Tuesday, 16 August 2022

I was threatened on eve of mayor vote, says Tory rebel

I was threatened on eve of mayor vote, says Tory rebel

THE new Deputy Mayor of Henley says she was threatened over her decision to effectively take away control of the town council from the Conservatives.

Lorraine Hillier also said that her two businesses had been threatened with a boycott.

The Conservative town councillor defied her party by abstaining from the vote at mayor-making last week, meaning Kellie Hinton, of Henley Residents’ Group, was voted in by eight votes to seven rather than Conservative mayor-elect Will Hamilton.

Councillor Hillier was then elected Deputy Mayor, sitting as an “Independent Conservative”.

The drama sparked a walkout by about 20 members of the public from the ceremony at the town hall and outgoing Mayor Julian Brookes had to calm down the audience of around 200.

Cllr Hillier said that after the ceremony a woman who had attended urged people to boycott her businesses, the Hot Gossip coffee house in Friday Street and the Upstairs and Downstairs tea shop in Duke Street.

She said: “There’s no need to threaten somebody’s livelihood. At the end of the day we’re supposed to be a democracy.” She also revealed that she had been approached in the street at about 1am the day before mayor-making by a man who was “worse for drink” and told her that she “ought to think very carefully” about her decision the following day.
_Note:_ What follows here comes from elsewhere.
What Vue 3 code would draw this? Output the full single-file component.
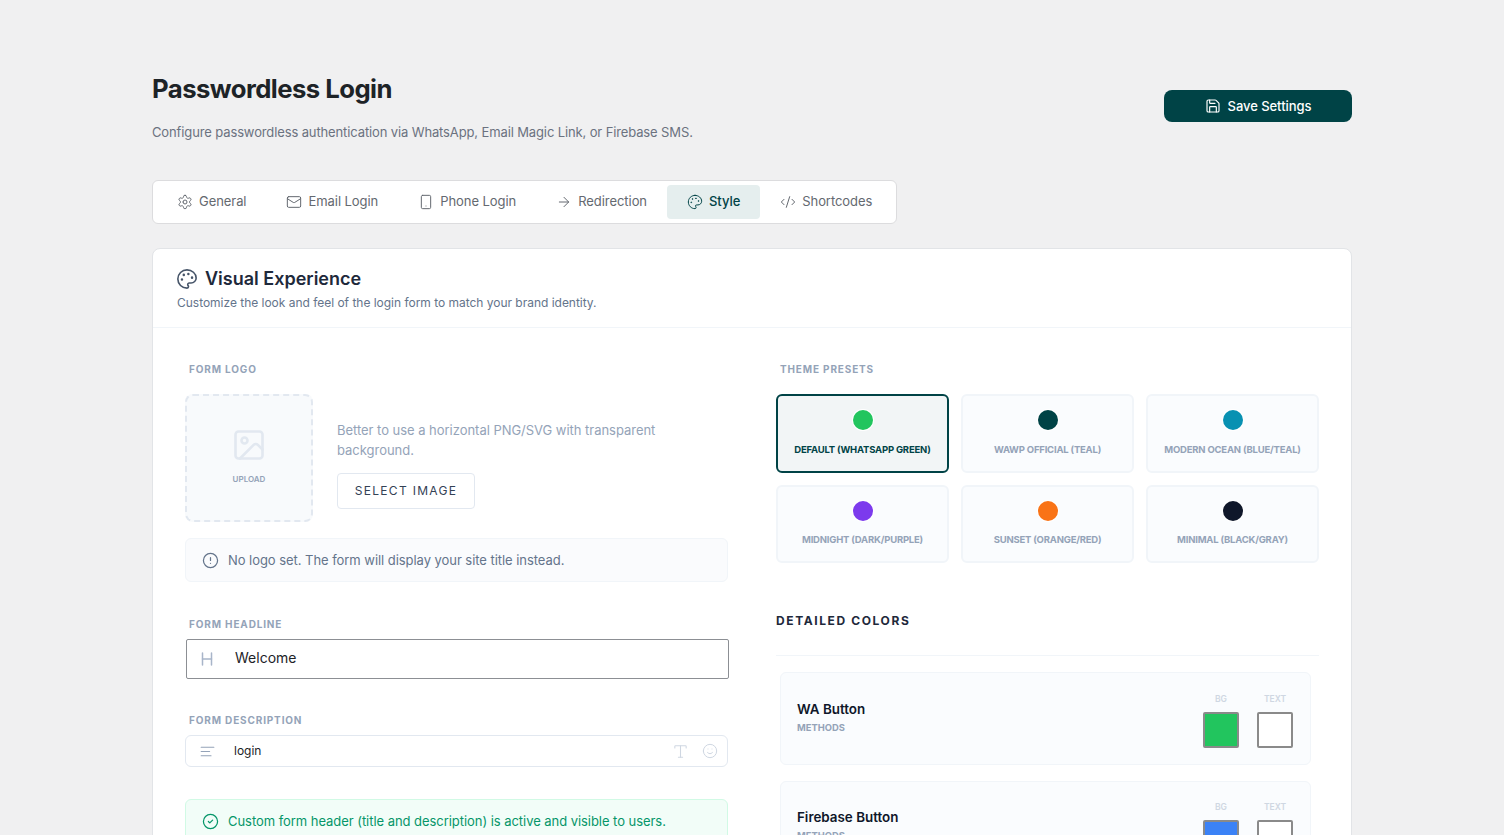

As a result, her sister Susan George wanted to accompany her to the ceremony.

“I’d been threatened so I was frightened of going up to the town hall on my own,” Cllr Hillier. “Susan wanted to support me and be there.” Cllr Hillier, who was mayor in 2015/16, has denied any wrongdoing or making a deal with HRG in order to secure the role of deputy mayor.

Instead, she blames her former colleagues for “ostracising” her after she accepted a nomination by HRG for a second successive term as mayor when Julian Brookes was elected a year ago.

She said that since last Monday’s mayor-making she had not spoken to any of the Conservatives councillors.

“I’ve been aware of those who have blanked me, put it that way, but I haven’t had anybody come up to me or say anything awful,” she said.

“There were accusations of changing my political allegiance but I’ve always been a Conservative — there was no way I was going to cross the floor.

“This is difficult but I think if everybody can get over it and forget about position and having control and just work together.

“If as much was put into Henley and supporting the town as there is into backbiting, we would be fantastic.”

She said Councillor Hamilton had been “fully aware” of her intentions, adding: “I can fully understand it from Will’s point of view and that it will take a while for him to get over it but his time will come, it really will.

“You stay on the council because you enjoy it and you want to make a difference, you don’t stay on to get a title — it’s not all about that.”

She said Cllr Hinton would make an “excellent” mayor and added: “It’s great to have a younger person in that role and I want to give her 100 per cent.”

Cllr Hillier thanked those who had supported her, saying: “You find out who your true friends are in times like these and they have been very supportive.

“I’ve had a lot of support from people saying how brave I was because it wasn’t an easy decision and saying ‘well done, you’ve done the right thing’.”